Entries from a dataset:
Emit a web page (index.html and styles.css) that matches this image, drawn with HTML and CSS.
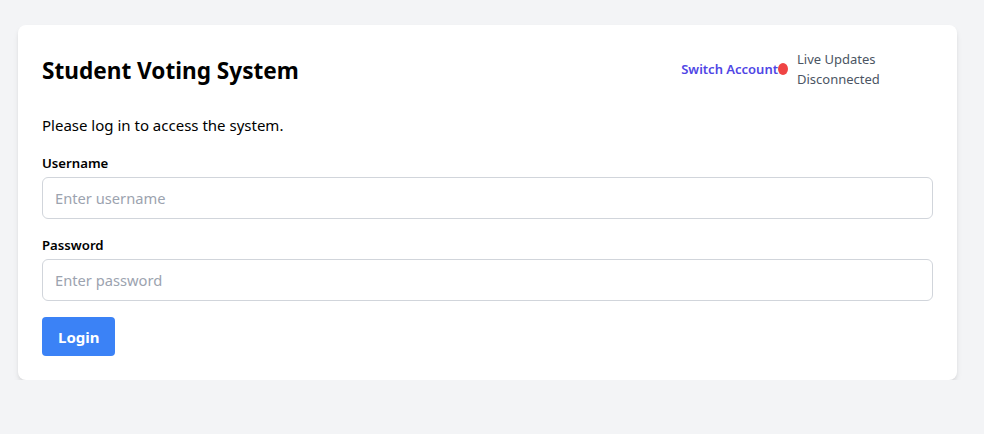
FILE: index.html
```html
<!DOCTYPE html>
<html lang="en">
<head>
<meta charset="utf-8">
<title>Student Voting System</title>
<link rel="stylesheet" href="styles.css">
</head>
<body>
<main class="page">
  <section class="card">
    <header class="card-header">
      <h1 class="title">Student Voting System</h1>
      <div class="header-right">
        <a class="switch-link" href="#">Switch Account</a>
        <span class="status-dot"></span>
        <span class="status-text">Live Updates Disconnected</span>
      </div>
    </header>
    <p class="intro">Please log in to access the system.</p>
    <form class="login-form">
      <div class="field">
        <label class="field-label" for="username">Username</label>
        <input class="field-input" id="username" type="text" placeholder="Enter username">
      </div>
      <div class="field">
        <label class="field-label" for="password">Password</label>
        <input class="field-input" id="password" type="password" placeholder="Enter password">
      </div>
      <button class="login-btn" type="button">Login</button>
    </form>
  </section>
</main>
</body>
</html>
```
FILE: styles.css
```css
* { box-sizing: border-box; }
html, body { margin: 0; padding: 0; }
body {
  background: #f3f4f6;
  font-family: "Noto Sans", "Open Sans", sans-serif;
  color: #111827;
}
.page {
  padding: 25px 27px 0 18px;
}
.card {
  background: #ffffff;
  border-radius: 8px;
  box-shadow: 0 4px 6px -1px rgba(0,0,0,0.1), 0 2px 4px -1px rgba(0,0,0,0.06);
  padding: 24px;
  width: 939px;
}
.card-header {
  display: flex;
  align-items: center;
  justify-content: space-between;
  height: 40px;
}
.title {
  margin: 0;
  font-size: 22.6px;
  line-height: 32px;
  font-weight: 700;
  color: #000;
  padding-top: 3px;
}
.header-right {
  display: flex;
  align-items: center;
}
.switch-link {
  color: #4f46e5;
  font-size: 13px;
  font-weight: 600;
  text-decoration: none;
}
.status-dot {
  width: 10px;
  height: 12px;
  border-radius: 50%;
  background: #ef4444;
  margin-right: 9px;
}
.status-text {
  width: 136px;
  font-size: 13px;
  line-height: 20px;
  color: #4b5563;
}
.intro {
  margin: 24px 0 16px;
  font-size: 15px;
  line-height: 24px;
  color: #000;
}
.field { margin-bottom: 16px; }
.field-label {
  display: block;
  font-size: 13.2px;
  line-height: 20px;
  font-weight: 600;
  color: #000;
  margin-bottom: 4px;
}
.field-input {
  display: block;
  width: 100%;
  height: 42px;
  padding: 8px 12px;
  border: 1px solid #d1d5db;
  border-radius: 6px;
  font-family: inherit;
  font-size: 14.7px;
  color: #111827;
  outline: none;
}
.field-input::placeholder { color: #9ca3af; }
.login-btn {
  display: block;
  height: 39px;
  padding: 0 16px;
  background: #3b82f6;
  color: #fff;
  border: 0;
  border-radius: 4px;
  font-family: inherit;
  font-size: 15px;
  font-weight: 700;
  cursor: pointer;
}
```
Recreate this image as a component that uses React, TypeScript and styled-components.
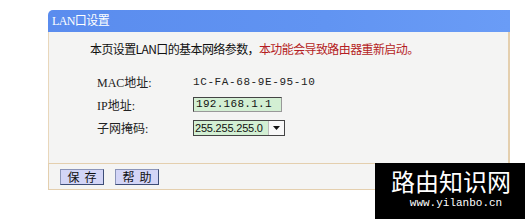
import React from "react";
import styled, { createGlobalStyle } from "styled-components";

const Global = createGlobalStyle`
  html, body { margin: 0; padding: 0; background: #ffffff; }
  body { width: 525px; height: 219px; overflow: hidden; position: relative;
    font-family: "Liberation Serif", "Noto Sans CJK SC", serif; }
`;

const CJK = `"Noto Sans CJK SC", "Noto Sans CJK TC", sans-serif`;
const MONO = `"Liberation Mono", "Noto Sans CJK SC", monospace`;

const Page = styled.div`
  padding: 10px 0 0 48px;
`;

const Panel = styled.div`
  width: 462px;
  box-sizing: border-box;
`;

const Header = styled.div`
  height: 22px;
  line-height: 22px;
  padding-left: 4px;
  border-top-left-radius: 5px;
  background: linear-gradient(90deg, #5a8cee 0%, #6194f2 60%, #6a9cf6 100%);
  color: #ffffff;
  font-family: "Liberation Serif", "Noto Sans CJK SC", serif;
  font-size: 12px;
  letter-spacing: -0.6px;
`;

const Body = styled.div`
  background: #f4f4f3;
  border-left: 1px solid #e9d7bb;
  border-right: 2px solid #e4cfae;
  padding: 9px 0 24px 0;
`;

const Intro = styled.div`
  margin-left: 41px;
  font-family: ${CJK};
  font-size: 12px;
  line-height: 16px;
  color: #111;
  letter-spacing: -0.6px;
`;

const Warn = styled.span`
  color: #b41d24;
`;

const Form = styled.div`
  display: grid;
  grid-template-columns: 96px 1fr;
  grid-auto-rows: 23px;
  align-items: center;
  margin: 13px 0 0 48px;
`;

const Label = styled.div`
  font-family: "Liberation Serif", ${CJK};
  font-size: 12px;
  color: #222;
`;

const Value = styled.div`
  font-family: ${MONO};
  font-size: 11px;
  color: #222;
  letter-spacing: 0.6px;
`;

const Field = styled.div`
  width: 89px;
  height: 15px;
  box-sizing: border-box;
  border: 1px solid #444;
  border-right-color: #999;
  border-bottom-color: #999;
  background: #d3efd3;
  font-family: ${MONO};
  font-size: 11px;
  line-height: 13px;
  padding-left: 2px;
  color: #111;
  letter-spacing: 0.3px;
`;

const Select = styled.div`
  width: 92px;
  height: 16px;
  box-sizing: border-box;
  border: 1px solid #444;
  display: flex;
  align-items: stretch;
  background: #d3efd3;
`;

const SelectText = styled.div`
  flex: 1;
  font-family: "Liberation Sans", sans-serif;
  font-size: 11px;
  line-height: 14px;
  padding-left: 1px;
  color: #111;
  letter-spacing: -0.2px;
`;

const Arrow = styled.div`
  width: 15px;
  background: #f8f8f8;
  border-left: 1px solid #bbb;
  display: flex;
  align-items: center;
  justify-content: center;
`;

const Footer = styled.div`
  background: #f4f4f3;
  border: 1px solid #e4cfae;
  border-right-width: 2px;
  padding: 5px 11px 4px;
  display: flex;
  gap: 11px;
`;

const Button = styled.div`
  width: 44px;
  height: 16px;
  box-sizing: border-box;
  border: 1px solid #3d4d77;
  border-top-color: #8a94b8;
  border-left-color: #8a94b8;
  background: #d3d5f6;
  font-family: ${CJK};
  font-size: 12px;
  line-height: 14px;
  text-align: center;
  letter-spacing: 5px;
  text-indent: 5px;
  color: #111;
`;

const Mark = styled.div`
  position: absolute;
  left: 375px;
  top: 163px;
  width: 150px;
  height: 56px;
  background: #000;
  color: #fff;
  display: flex;
  flex-direction: column;
  align-items: center;
`;

const MarkTitle = styled.div`
  font-family: "Noto Sans CJK SC", sans-serif;
  font-size: 24px;
  line-height: 30px;
  margin-top: 3px;
  margin-left: 2px;
`;

const MarkUrl = styled.div`
  font-family: "Liberation Mono", monospace;
  font-size: 11px;
  line-height: 14px;
  margin-left: 12px;
  letter-spacing: 0px;
`;

export default function App() {
  return (
    <>
      <Global />
      <Page>
        <Panel>
          <Header>LAN口设置</Header>
          <Body>
            <Intro>
              本页设置LAN口的基本网络参数，<Warn>本功能会导致路由器重新启动。</Warn>
            </Intro>
            <Form>
              <Label>MAC地址:</Label>
              <Value>1C-FA-68-9E-95-10</Value>
              <Label>IP地址:</Label>
              <Field>192.168.1.1</Field>
              <Label>子网掩码:</Label>
              <Select>
                <SelectText>255.255.255.0</SelectText>
                <Arrow>
                  <svg width="7" height="4" viewBox="0 0 7 4">
                    <path d="M0 0 H7 L3.5 4 Z" fill="#111" />
                  </svg>
                </Arrow>
              </Select>
            </Form>
          </Body>
          <Footer>
            <Button>保存</Button>
            <Button>帮助</Button>
          </Footer>
        </Panel>
      </Page>
      <Mark>
        <MarkTitle>路由知识网</MarkTitle>
        <MarkUrl>www.yilanbo.cn</MarkUrl>
      </Mark>
    </>
  );
}
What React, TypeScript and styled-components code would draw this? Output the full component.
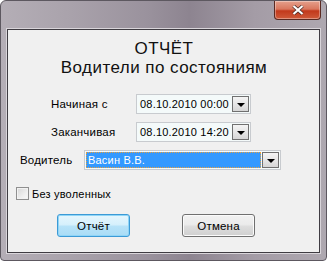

* Requirements: Give only the number of lines in the preceding material that contain the string "image".

* Reply: 2